» **Your instructions**
Reproduce all of the data below without alteration; exclude every picture.
--------------------------------
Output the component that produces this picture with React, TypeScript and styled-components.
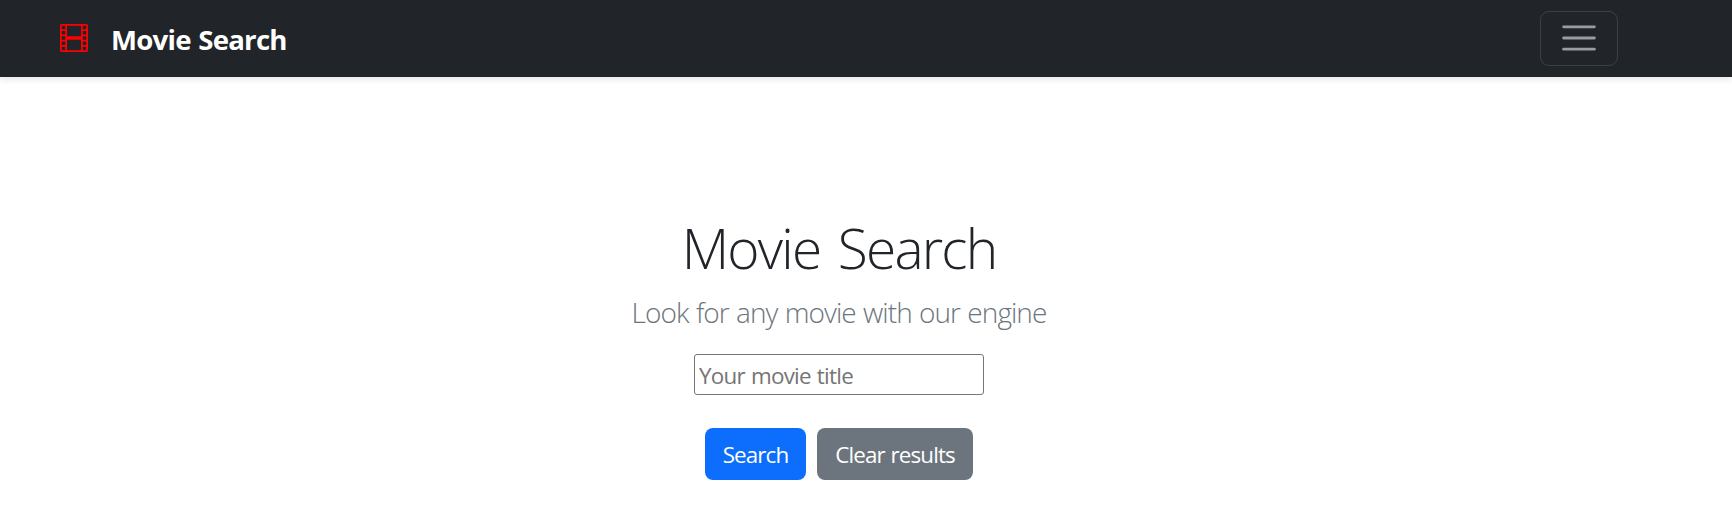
import React from "react";
import styled, { createGlobalStyle } from "styled-components";

const GlobalStyle = createGlobalStyle`
  * { box-sizing: border-box; }
  body {
    margin: 0;
    background: #fff;
    color: #212529;
    font-family: "Segoe UI", "Open Sans", "Noto Sans", sans-serif;
    font-size: 22.4px;
  }
`;

const Navbar = styled.header`
  display: flex;
  align-items: center;
  justify-content: space-between;
  height: 77px;
  padding: 0 114px 0 60px;
  background: #212529;
  box-shadow: 0 3px 6px rgba(0, 0, 0, 0.09);
`;

const Brand = styled.a`
  display: flex;
  align-items: center;
  gap: 23px;
  padding-bottom: 2px;
  color: #fff;
  text-decoration: none;
`;

const BrandName = styled.strong`
  font-size: 27.6px;
  font-weight: 700;
  line-height: 42px;
  letter-spacing: -0.75px;
  word-spacing: 1px;
  white-space: nowrap;
  padding-top: 3px;
`;

const FilmIcon = styled.svg`
  width: 28px;
  height: 28px;
  fill: #f00;
`;

const Toggler = styled.button`
  display: flex;
  align-items: center;
  justify-content: center;
  width: 78px;
  height: 55px;
  padding: 0 0 2px;
  border: 1px solid rgba(255, 255, 255, 0.12);
  border-radius: 9px;
  background: transparent;
`;

const MenuIcon = styled.svg`
  width: 42px;
  height: 42px;
  stroke: rgba(255, 255, 255, 0.55);
  stroke-width: 2;
  stroke-linecap: round;
`;

const Hero = styled.main`
  display: flex;
  flex-direction: column;
  align-items: center;
  padding: 133px 54px 0 0;
`;

const Title = styled.h1`
  margin: 0;
  font-size: 55px;
  font-weight: 300;
  line-height: 76px;
  letter-spacing: -1.8px;
  word-spacing: 5px;
  white-space: nowrap;
`;

const Lead = styled.p`
  margin: 4px 0 0;
  color: #6c757d;
  font-size: 28px;
  font-weight: 300;
  line-height: 44px;
  letter-spacing: -0.95px;
  word-spacing: 1px;
  white-space: nowrap;
`;

const MovieInput = styled.input`
  width: 290px;
  height: 41px;
  margin-top: 20px;
  padding: 2px 3px 0 4px;
  border: 1px solid #767676;
  border-radius: 3px;
  background: #fff;
  font-family: inherit;
  font-size: 22.4px;
  letter-spacing: -0.75px;
  word-spacing: 1px;

  &::placeholder {
    color: #757575;
    opacity: 1;
  }
`;

const Actions = styled.div`
  display: flex;
  gap: 11px;
  margin-top: 33px;
`;

const Button = styled.button<{ $variant: "primary" | "secondary" }>`
  width: ${({ $variant }) => ($variant === "primary" ? 101 : 156)}px;
  height: 52px;
  padding: 1px 0 0;
  border: 0;
  border-radius: 8px;
  background: ${({ $variant }) => ($variant === "primary" ? "#0d6efd" : "#6c757d")};
  color: #fff;
  font-family: inherit;
  font-size: 22.4px;
  letter-spacing: -0.9px;
  word-spacing: 1px;
  white-space: nowrap;
`;

export default function App() {
  return (
    <>
      <GlobalStyle />
      <Navbar>
        <Brand>
          <FilmIcon viewBox="0 0 16 16" aria-hidden="true">
            <path d="M0 1a1 1 0 0 1 1-1h14a1 1 0 0 1 1 1v14a1 1 0 0 1-1 1H1a1 1 0 0 1-1-1V1zm4 0v6h8V1H4zm8 8H4v6h8V9zM1 1v2h2V1H1zm2 3H1v2h2V4zM1 7v2h2V7H1zm2 3H1v2h2v-2zm-2 3v2h2v-2H1zM15 1h-2v2h2V1zm-2 3v2h2V4h-2zm2 3h-2v2h2V7zm-2 3v2h2v-2h-2zm2 3h-2v2h2v-2z" />
          </FilmIcon>
          <BrandName>Movie Search</BrandName>
        </Brand>
        <Toggler type="button" aria-label="Toggle navigation">
          <MenuIcon viewBox="0 0 30 30" aria-hidden="true">
            <path d="M4 7h22M4 15h22M4 23h22" />
          </MenuIcon>
        </Toggler>
      </Navbar>
      <Hero>
        <Title>Movie Search</Title>
        <Lead>Look for any movie with our engine</Lead>
        <MovieInput type="text" placeholder="Your movie title" />
        <Actions>
          <Button type="button" $variant="primary">Search</Button>
          <Button type="button" $variant="secondary">Clear results</Button>
        </Actions>
      </Hero>
    </>
  );
}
--------------------------------
» **Exercise response**
Output the component that produces this picture with React, TypeScript and styled-components.
import React from "react";
import styled, { createGlobalStyle } from "styled-components";

const GlobalStyle = createGlobalStyle`
  * { box-sizing: border-box; }
  body {
    margin: 0;
    background: #fff;
    color: #212529;
    font-family: "Segoe UI", "Open Sans", "Noto Sans", sans-serif;
    font-size: 22.4px;
  }
`;

const Navbar = styled.header`
  display: flex;
  align-items: center;
  justify-content: space-between;
  height: 77px;
  padding: 0 114px 0 60px;
  background: #212529;
  box-shadow: 0 3px 6px rgba(0, 0, 0, 0.09);
`;

const Brand = styled.a`
  display: flex;
  align-items: center;
  gap: 23px;
  padding-bottom: 2px;
  color: #fff;
  text-decoration: none;
`;

const BrandName = styled.strong`
  font-size: 27.6px;
  font-weight: 700;
  line-height: 42px;
  letter-spacing: -0.75px;
  word-spacing: 1px;
  white-space: nowrap;
  padding-top: 3px;
`;

const FilmIcon = styled.svg`
  width: 28px;
  height: 28px;
  fill: #f00;
`;

const Toggler = styled.button`
  display: flex;
  align-items: center;
  justify-content: center;
  width: 78px;
  height: 55px;
  padding: 0 0 2px;
  border: 1px solid rgba(255, 255, 255, 0.12);
  border-radius: 9px;
  background: transparent;
`;

const MenuIcon = styled.svg`
  width: 42px;
  height: 42px;
  stroke: rgba(255, 255, 255, 0.55);
  stroke-width: 2;
  stroke-linecap: round;
`;

const Hero = styled.main`
  display: flex;
  flex-direction: column;
  align-items: center;
  padding: 133px 54px 0 0;
`;

const Title = styled.h1`
  margin: 0;
  font-size: 55px;
  font-weight: 300;
  line-height: 76px;
  letter-spacing: -1.8px;
  word-spacing: 5px;
  white-space: nowrap;
`;

const Lead = styled.p`
  margin: 4px 0 0;
  color: #6c757d;
  font-size: 28px;
  font-weight: 300;
  line-height: 44px;
  letter-spacing: -0.95px;
  word-spacing: 1px;
  white-space: nowrap;
`;

const MovieInput = styled.input`
  width: 290px;
  height: 41px;
  margin-top: 20px;
  padding: 2px 3px 0 4px;
  border: 1px solid #767676;
  border-radius: 3px;
  background: #fff;
  font-family: inherit;
  font-size: 22.4px;
  letter-spacing: -0.75px;
  word-spacing: 1px;

  &::placeholder {
    color: #757575;
    opacity: 1;
  }
`;

const Actions = styled.div`
  display: flex;
  gap: 11px;
  margin-top: 33px;
`;

const Button = styled.button<{ $variant: "primary" | "secondary" }>`
  width: ${({ $variant }) => ($variant === "primary" ? 101 : 156)}px;
  height: 52px;
  padding: 1px 0 0;
  border: 0;
  border-radius: 8px;
  background: ${({ $variant }) => ($variant === "primary" ? "#0d6efd" : "#6c757d")};
  color: #fff;
  font-family: inherit;
  font-size: 22.4px;
  letter-spacing: -0.9px;
  word-spacing: 1px;
  white-space: nowrap;
`;

export default function App() {
  return (
    <>
      <GlobalStyle />
      <Navbar>
        <Brand>
          <FilmIcon viewBox="0 0 16 16" aria-hidden="true">
            <path d="M0 1a1 1 0 0 1 1-1h14a1 1 0 0 1 1 1v14a1 1 0 0 1-1 1H1a1 1 0 0 1-1-1V1zm4 0v6h8V1H4zm8 8H4v6h8V9zM1 1v2h2V1H1zm2 3H1v2h2V4zM1 7v2h2V7H1zm2 3H1v2h2v-2zm-2 3v2h2v-2H1zM15 1h-2v2h2V1zm-2 3v2h2V4h-2zm2 3h-2v2h2V7zm-2 3v2h2v-2h-2zm2 3h-2v2h2v-2z" />
          </FilmIcon>
          <BrandName>Movie Search</BrandName>
        </Brand>
        <Toggler type="button" aria-label="Toggle navigation">
          <MenuIcon viewBox="0 0 30 30" aria-hidden="true">
            <path d="M4 7h22M4 15h22M4 23h22" />
          </MenuIcon>
        </Toggler>
      </Navbar>
      <Hero>
        <Title>Movie Search</Title>
        <Lead>Look for any movie with our engine</Lead>
        <MovieInput type="text" placeholder="Your movie title" />
        <Actions>
          <Button type="button" $variant="primary">Search</Button>
          <Button type="button" $variant="secondary">Clear results</Button>
        </Actions>
      </Hero>
    </>
  );
}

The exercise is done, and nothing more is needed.